Monday 23 June 2014

Best Banana Cake with Caramel Sauce and Chocolate Buttercream - Gluten Free

There is always a perfect excuse to make a banana cake when you have just over ripe bananas in the fruit bowl. And i promise you cannot go wrong with this amazing banana cake. It is always light and fluffy yet moist and hides the gluten free taste very very well! Using both caramel sauce with vanilla butter cream and chocolate on the top adds decadence to the cake, this fab combo will never let you down.
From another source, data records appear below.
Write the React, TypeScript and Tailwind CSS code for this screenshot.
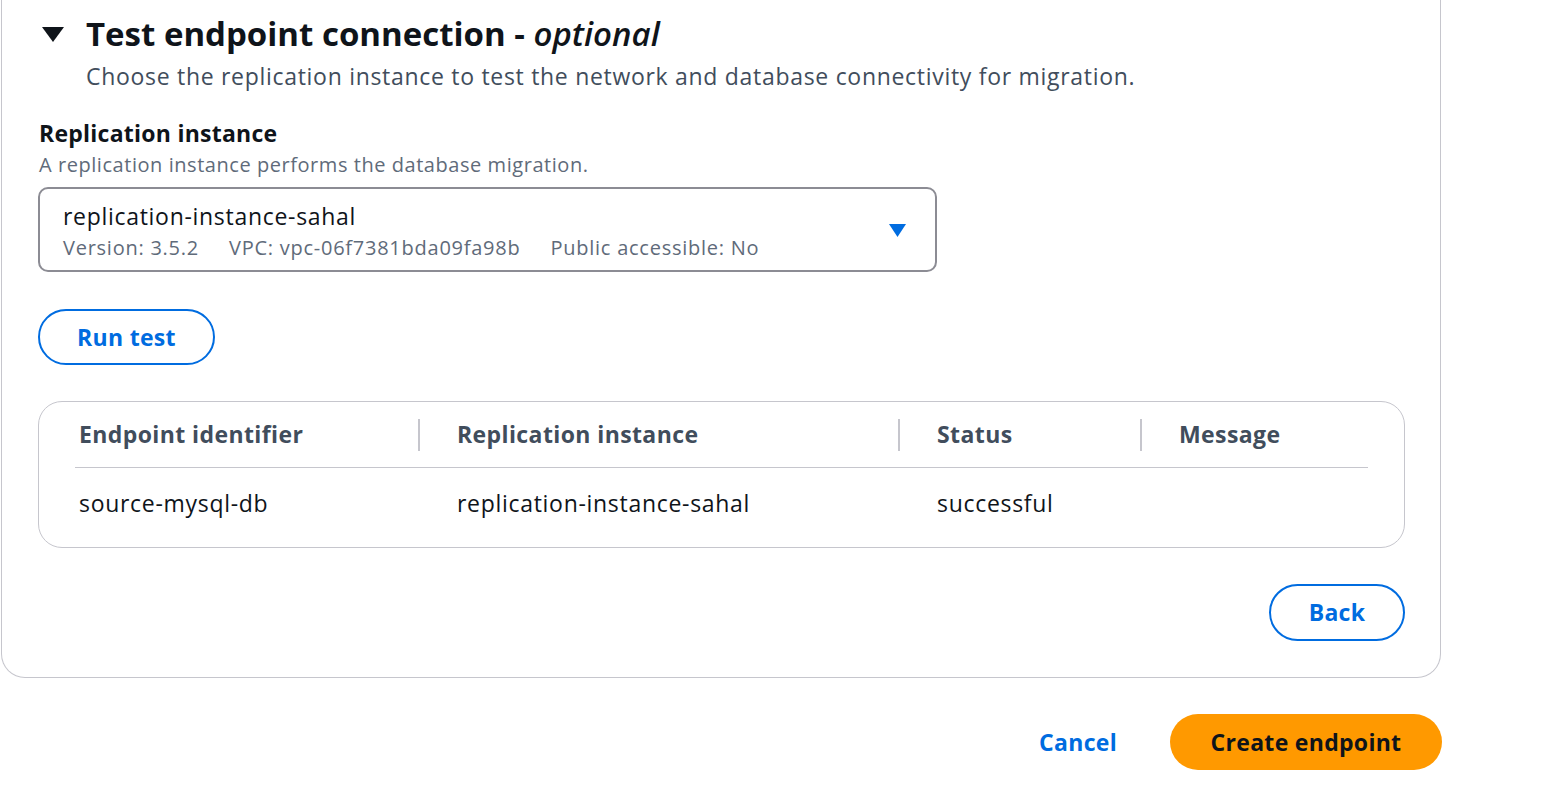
import React from 'react';

const columns = ['Endpoint identifier', 'Replication instance', 'Status', 'Message'];
const rows = [['source-mysql-db', 'replication-instance-sahal', 'successful', '']];
const colWidths = ['w-[343px]', 'w-[480px]', 'w-[242px]', 'flex-1'];

export default function App() {
  return (
    <div className="min-h-screen bg-white font-['Open_Sans',sans-serif] text-[#0f141a]">
      {/* 上部が切れたコンテナ */}
      <div className="ml-[1px] h-[678px] w-[1440px] rounded-b-[24px] border-x border-b border-[#c6c6cd] px-[36px]">
        <div className="flex items-center pt-[13px]">
          <svg width="22" height="15" viewBox="0 0 22 15" className="ml-[4px] mr-[22px]">
            <polygon points="0,0 22,0 11,15" fill="#0f141a" />
          </svg>
          <h2 className="text-[33px] font-bold leading-[42px]">
            Test endpoint connection - <i className="font-semibold">optional</i>
          </h2>
        </div>
        <p className="ml-[48px] mt-[6px] text-[23px] leading-[30px] tracking-[0.7px] text-[#414d5c]">
          Choose the replication instance to test the network and database connectivity for migration.
        </p>

        <div className="mt-[27px] pl-[1px]">
          <div className="text-[23px] font-bold leading-[30px] tracking-[0.25px]">Replication instance</div>
          <div className="mt-[2px] text-[20px] leading-[30px] tracking-[0.55px] text-[#5f6b7a]">
            A replication instance performs the database migration.
          </div>
        </div>

        <div className="mt-[7px] flex h-[85px] w-[899px] items-start justify-between rounded-[10px] border-2 border-[#8c8c94] pl-[23px] pr-[29px] pt-[12px]">
          <div>
            <div className="text-[23px] leading-[30px] tracking-[0.7px]">replication-instance-sahal</div>
            <div className="flex gap-[30px] text-[20px] leading-[34px] tracking-[0.75px] text-[#5f6b7a]">
              <span>Version: 3.5.2</span>
              <span>VPC: vpc-06f7381bda09fa98b</span>
              <span>Public accessible: No</span>
            </div>
          </div>
          <svg width="17" height="13" viewBox="0 0 17 13" className="mt-[23px]">
            <polygon points="0,0 17,0 8.5,13" fill="#006ce0" />
          </svg>
        </div>

        <button className="mt-[37px] flex h-[56px] w-[177px] items-center justify-center rounded-full border-2 border-[#006ce0] text-[23px] font-bold tracking-[0.3px] text-[#006ce0]">
          Run test
        </button>

        <div className="mt-[36px] h-[147px] w-[1367px] rounded-[24px] border border-[#c6c6cd] px-[36px]">
          <div className="flex h-[66px] items-center border-b border-[#c6c6cd]">
            {columns.map((c, i) => (
              <div key={c} className={`${colWidths[i]} flex h-[32px] items-center`}>
                {i > 0 && <span className="mr-[37px] h-[32px] w-[2px] bg-[#c6c6cd]" />}
                <span className={`${i === 0 ? 'pl-[4px]' : ''} text-[23px] font-bold tracking-[0.4px] text-[#414d5c]`}>
                  {c}
                </span>
              </div>
            ))}
          </div>
          {rows.map((r) => (
            <div key={r[0]} className="flex h-[70px] items-center">
              {r.map((cell, i) => (
                <div key={i} className={`${colWidths[i]} ${i === 0 ? 'pl-[4px]' : 'pl-[39px]'} text-[23px] tracking-[0.7px]`}>
                  {cell}
                </div>
              ))}
            </div>
          ))}
        </div>

        <div className="mt-[36px] flex w-[1367px] justify-end">
          <button className="flex h-[57px] w-[136px] items-center justify-center rounded-full border-2 border-[#006ce0] text-[23px] font-bold tracking-[0.3px] text-[#006ce0]">
            Back
          </button>
        </div>
      </div>

      <div className="mt-[36px] flex w-[1442px] items-center justify-end">
        <button className="mr-[53px] text-[23px] font-bold tracking-[0.3px] text-[#006ce0]">Cancel</button>
        <button className="flex h-[56px] w-[272px] items-center justify-center rounded-full bg-[#ff9900] text-[23px] font-bold tracking-[0.3px] text-[#0f141a]">
          Create endpoint
        </button>
      </div>
    </div>
  );
}
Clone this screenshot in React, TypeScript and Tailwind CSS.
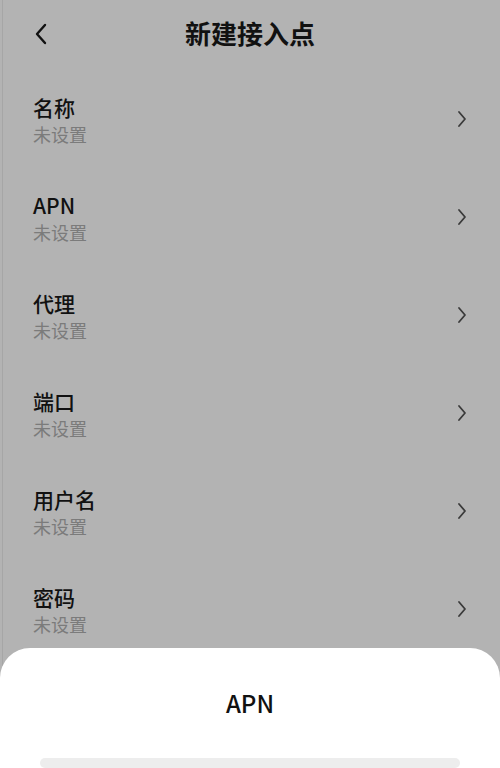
const rows = ["名称", "APN", "代理", "端口", "用户名", "密码"];

const font = { fontFamily: '"Noto Sans CJK SC", "Noto Sans", sans-serif' };

const Chevron = () => (
  <svg width="10" height="18" viewBox="0 0 10 18" fill="none">
    <path d="M2 2l6 7-6 7" stroke="#3a3a3a" strokeWidth="1.8" strokeLinecap="round" strokeLinejoin="round" />
  </svg>
);

export default function App() {
  return (
    <div className="relative w-[500px] h-[768px] overflow-hidden bg-[#b3b3b3]" style={font}>
      <div className="absolute left-[2px] top-0 bottom-0 w-px bg-[#a6a6a6]" />
      {/* Header */}
      <div className="relative h-[71px] flex items-start justify-center pt-[15px]">
        <svg className="absolute left-[33px] top-[23px]" width="16" height="22" viewBox="0 0 16 22" fill="none">
          <path d="M12 2L4 11l8 9" stroke="#111" strokeWidth="2.4" strokeLinecap="round" strokeLinejoin="round" />
        </svg>
        <span className="text-[26px] leading-[36px] font-bold text-[#111]">新建接入点</span>
      </div>

      {/* Rows */}
      <div className="flex flex-col">
        {rows.map((r) => (
          <div key={r} className="h-[98px] flex items-center justify-between pl-[33px] pr-[33px]">
            <div className="flex flex-col">
              <span className="text-[21px] leading-[26px] font-medium text-[#111]">{r}</span>
              <span className="mt-[2px] text-[18px] leading-[24px] text-[#7b7b7b]">未设置</span>
            </div>
            <div className="mb-[3px]">
              <Chevron />
            </div>
          </div>
        ))}
      </div>

      {/* Bottom sheet */}
      <div className="absolute left-0 right-0 top-[648px] bottom-0 bg-white rounded-t-[30px] flex flex-col items-center">
        <span className="mt-[39px] text-[24px] leading-[32px] font-medium text-[#111]">APN</span>
        <div className="mt-[39px] w-[420px] h-[60px] bg-[#ededed] rounded-[16px]" />
      </div>
    </div>
  );
}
The cake was made for my work, Gatting catering, for morning tea and didn't take long for it to all be gone! ENJOY 
(excuse the bad photos of the baking process, was made late at night and the lighting in the kitchen isn't the bet for photos at night xx)

1 cup Caster Sugar
100g butter, softened
3 eggs
3 bananas, mashed with a fork
½ cup low fat milk
1/2 tsp baking soda
150ml plain yoghurt
1 1/2 cups plain flour
½ ground almonds
3 tsp baking powder

Preheat oven to 160°C conventional or 140ÂșC fan-forced.
Grease a 2x 21 cm round springform tin and line base with baking paper. 
Beat softened butter till light and creamy. Add the caster sugar and vanilla and beat till well combined. Add eggs on at a time, beating well after each addition until pale and creamy. 
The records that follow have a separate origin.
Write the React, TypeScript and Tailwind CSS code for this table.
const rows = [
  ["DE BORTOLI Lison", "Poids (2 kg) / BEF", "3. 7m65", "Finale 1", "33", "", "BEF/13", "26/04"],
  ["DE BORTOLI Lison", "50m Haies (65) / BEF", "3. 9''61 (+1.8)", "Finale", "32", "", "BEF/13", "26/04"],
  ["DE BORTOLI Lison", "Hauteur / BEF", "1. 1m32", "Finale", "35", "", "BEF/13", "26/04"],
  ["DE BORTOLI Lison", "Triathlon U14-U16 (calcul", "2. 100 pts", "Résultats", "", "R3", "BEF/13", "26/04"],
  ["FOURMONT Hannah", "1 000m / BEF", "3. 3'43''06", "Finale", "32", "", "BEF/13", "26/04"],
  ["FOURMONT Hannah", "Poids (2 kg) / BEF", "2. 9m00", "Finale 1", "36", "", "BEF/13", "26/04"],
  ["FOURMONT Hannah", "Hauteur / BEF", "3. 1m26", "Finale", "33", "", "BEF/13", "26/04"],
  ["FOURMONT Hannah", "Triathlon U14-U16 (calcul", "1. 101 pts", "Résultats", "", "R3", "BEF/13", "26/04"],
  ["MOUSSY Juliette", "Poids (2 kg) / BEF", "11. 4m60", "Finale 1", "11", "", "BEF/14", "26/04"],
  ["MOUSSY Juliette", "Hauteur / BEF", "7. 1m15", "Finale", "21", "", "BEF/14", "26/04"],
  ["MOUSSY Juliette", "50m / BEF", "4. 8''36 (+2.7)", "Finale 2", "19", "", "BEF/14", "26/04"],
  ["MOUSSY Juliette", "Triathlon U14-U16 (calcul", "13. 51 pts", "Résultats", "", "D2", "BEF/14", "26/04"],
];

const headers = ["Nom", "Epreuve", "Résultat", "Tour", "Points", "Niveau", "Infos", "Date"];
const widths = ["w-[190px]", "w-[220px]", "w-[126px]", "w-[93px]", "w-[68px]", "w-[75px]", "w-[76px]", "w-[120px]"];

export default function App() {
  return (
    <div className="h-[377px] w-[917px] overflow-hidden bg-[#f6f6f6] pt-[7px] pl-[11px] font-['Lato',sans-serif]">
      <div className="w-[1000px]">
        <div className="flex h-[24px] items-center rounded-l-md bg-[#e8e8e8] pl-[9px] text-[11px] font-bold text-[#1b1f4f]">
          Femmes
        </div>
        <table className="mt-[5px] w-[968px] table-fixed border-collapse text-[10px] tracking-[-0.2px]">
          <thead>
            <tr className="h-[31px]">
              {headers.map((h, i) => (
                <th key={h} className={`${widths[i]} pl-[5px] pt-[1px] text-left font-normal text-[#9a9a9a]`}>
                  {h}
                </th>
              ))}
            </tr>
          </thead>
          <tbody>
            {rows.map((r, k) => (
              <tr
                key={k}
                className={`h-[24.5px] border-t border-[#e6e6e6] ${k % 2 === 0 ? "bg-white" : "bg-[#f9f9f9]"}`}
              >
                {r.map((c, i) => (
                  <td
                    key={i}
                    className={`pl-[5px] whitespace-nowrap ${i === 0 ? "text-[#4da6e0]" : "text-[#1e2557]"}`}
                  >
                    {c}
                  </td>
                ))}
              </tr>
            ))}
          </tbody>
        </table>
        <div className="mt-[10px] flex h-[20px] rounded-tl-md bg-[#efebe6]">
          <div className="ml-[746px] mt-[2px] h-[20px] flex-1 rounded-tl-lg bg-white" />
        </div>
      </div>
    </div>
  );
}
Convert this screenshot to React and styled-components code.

Add the mashed bananas, the yoghurt, milk (dissolve baking soda into the milk), flour, ground almonds and baking powder. Mix until just combined and pour into the prepared cake tins. 

Bake for 20-25 minutes until the cakes are cooked in the middle and just pulling away from the edges of the tin (insert a skewer into the centre, if it comes out clean it is cooked). Cool in tin for 5 minutes then release the sides and cool on a wire rack. 

Butter cream:
100g butter, softened 
4 cups icing sugar
3 tablespoon milk
2 tsp vanilla essence 
3 tablespoon cup cocoa + more milk
1/2 can Caramel sauce (i used nestle top and fill caramel)

Beat butter in an electric mixer until light and creamy. Add vanilla, icing sugar and milk, beat on a low speed till combined then beat on a hight speed for 2-3 minutes or until fully and pale. 
Pipe / spread half of this vanilla icing to one of the cakes. This will be the icing in the middle of the cake. Again pipe or spread the caramel sauce over the top of the vanilla icing. Add the second cake on top. 
Add the 3 tablespoon of cocoa to the remaining icing in the mixture, you may need a splash of milk to soften the icing. Pipe or spread this over the top of the cake. Add sprinkles and a flower on top to finish it!